The north pole of Pluto, as seen by New Horizons during its 2015 flyby. [NASA/Johns Hopkins University Applied Physics Laboratory/Southwest Research Institute]
But the probe still had some fuel in its tanks — in a very literal sense. Though New Horizons was traveling on a safe path that wouldn’t take it near any known objects, its controllers could potentially use the onboard thrusters to steer the probe closer to another Kuiper Belt object for a first-of-its-kind investigation. The only flaw in this plan was that when New Horizons left Earth in 2006, astronomers didn’t know of any objects near enough to Pluto to be reachable once the primary flyby was complete. The very first Kuiper Belt objects (besides Pluto) had only been discovered a few years earlier in 1992, and although scientists were beginning to suspect that millions of small planetesimals could inhabit the backwoods of our solar system beyond our planets, they hadn’t found many of them yet.
Unable to let the opportunity to study one of these likely ancient, preserved relics from the formation of our solar system slip away, an international team of astronomers took it upon themselves to search for a second target for New Horizons. Incredibly, the bulk of this work took place while the spacecraft was actively flying towards its eventual destination. The New Horizons team had thrown their hats over the wall, and with limited time before their robot drifted into interstellar space or succumbed to any one of the large number of hazards of the void, they needed to discover a new object quickly.

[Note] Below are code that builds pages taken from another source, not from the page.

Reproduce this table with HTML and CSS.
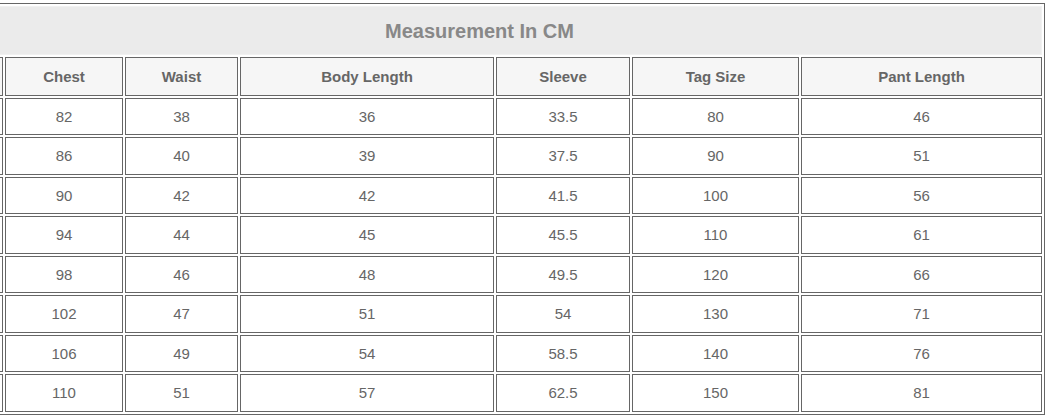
FILE: index.html
```html
<!DOCTYPE html>
<html>
<head>
<meta charset="utf-8">
<link rel="stylesheet" href="styles.css">
</head>
<body>
<div class="wrap">
<table class="size-table">
  <colgroup>
    <col class="c0"><col class="c1"><col class="c2"><col class="c3"><col class="c4"><col class="c5"><col class="c6">
  </colgroup>
  <thead>
    <tr><th class="title" colspan="7">Measurement In CM</th></tr>
    <tr class="head">
      <th></th><th>Chest</th><th>Waist</th><th>Body Length</th><th>Sleeve</th><th>Tag Size</th><th>Pant Length</th>
    </tr>
  </thead>
  <tbody>
    <tr><td></td><td>82</td><td>38</td><td>36</td><td>33.5</td><td>80</td><td>46</td></tr>
    <tr><td></td><td>86</td><td>40</td><td>39</td><td>37.5</td><td>90</td><td>51</td></tr>
    <tr><td></td><td>90</td><td>42</td><td>42</td><td>41.5</td><td>100</td><td>56</td></tr>
    <tr><td></td><td>94</td><td>44</td><td>45</td><td>45.5</td><td>110</td><td>61</td></tr>
    <tr><td></td><td>98</td><td>46</td><td>48</td><td>49.5</td><td>120</td><td>66</td></tr>
    <tr><td></td><td>102</td><td>47</td><td>51</td><td>54</td><td>130</td><td>71</td></tr>
    <tr><td></td><td>106</td><td>49</td><td>54</td><td>58.5</td><td>140</td><td>76</td></tr>
    <tr><td></td><td>110</td><td>51</td><td>57</td><td>62.5</td><td>150</td><td>81</td></tr>
  </tbody>
</table>
</div>
</body>
</html>
```
FILE: styles.css
```css
html, body {
  margin: 0;
  padding: 0;
  background: #ffffff;
}
.wrap {
  overflow: hidden;
  padding-top: 3px;
  width: 1045px;
}
.size-table {
  margin-left: -86px;
  width: 1131px;
  table-layout: fixed;
  border-collapse: separate;
  border-spacing: 2px;
  border: 1px solid #666666;
  font-family: "Liberation Sans", Arial, sans-serif;
  font-size: 15px;
  color: #666666;
}
.c0 { width: 86px; }
.c1 { width: 118px; }
.c2 { width: 113px; }
.c3 { width: 254px; }
.c4 { width: 134px; }
.c5 { width: 167px; }
.c6 { width: 241px; }
.size-table th,
.size-table td {
  padding: 0;
  text-align: center;
  vertical-align: middle;
  border: 1px solid #666666;
}
.size-table .title {
  height: 45px;
  padding-top: 2px;
  background: #ebebeb;
  border: 1px solid #f1f1f1;
  font-size: 20px;
  font-weight: bold;
  color: #888888;
}
.head th {
  height: 36.5px;
  background: #f6f6f6;
  font-weight: bold;
  color: #666666;
}
.size-table td {
  height: 35.5px;
  background: #ffffff;
}
```
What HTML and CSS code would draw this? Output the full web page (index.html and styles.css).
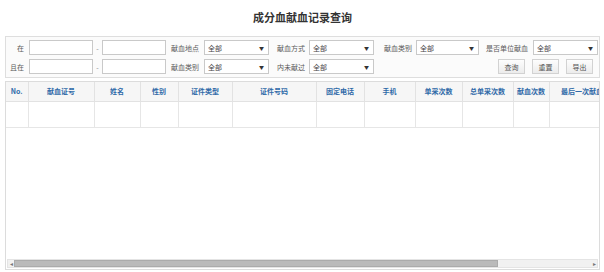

Arrokoth, as seen by New Horizons on Jan 1, 2019. [NASA/Johns Hopkins University Applied Physics Laboratory/Southwest Research Institute/Roman Tkachenko]
Early Days
The astronomers’ work began in 2004, in the heady early days of Kuiper Belt research when all of the models were constantly being revised as new discoveries poured in. How many Kuiper Belt objects were out there? How big were they? What orbits did they travel on? These were all uncertain foundational questions, but armed with the Subaru Telescope on Mauna Kea and optimism for quick discoveries, the team set out to answer them.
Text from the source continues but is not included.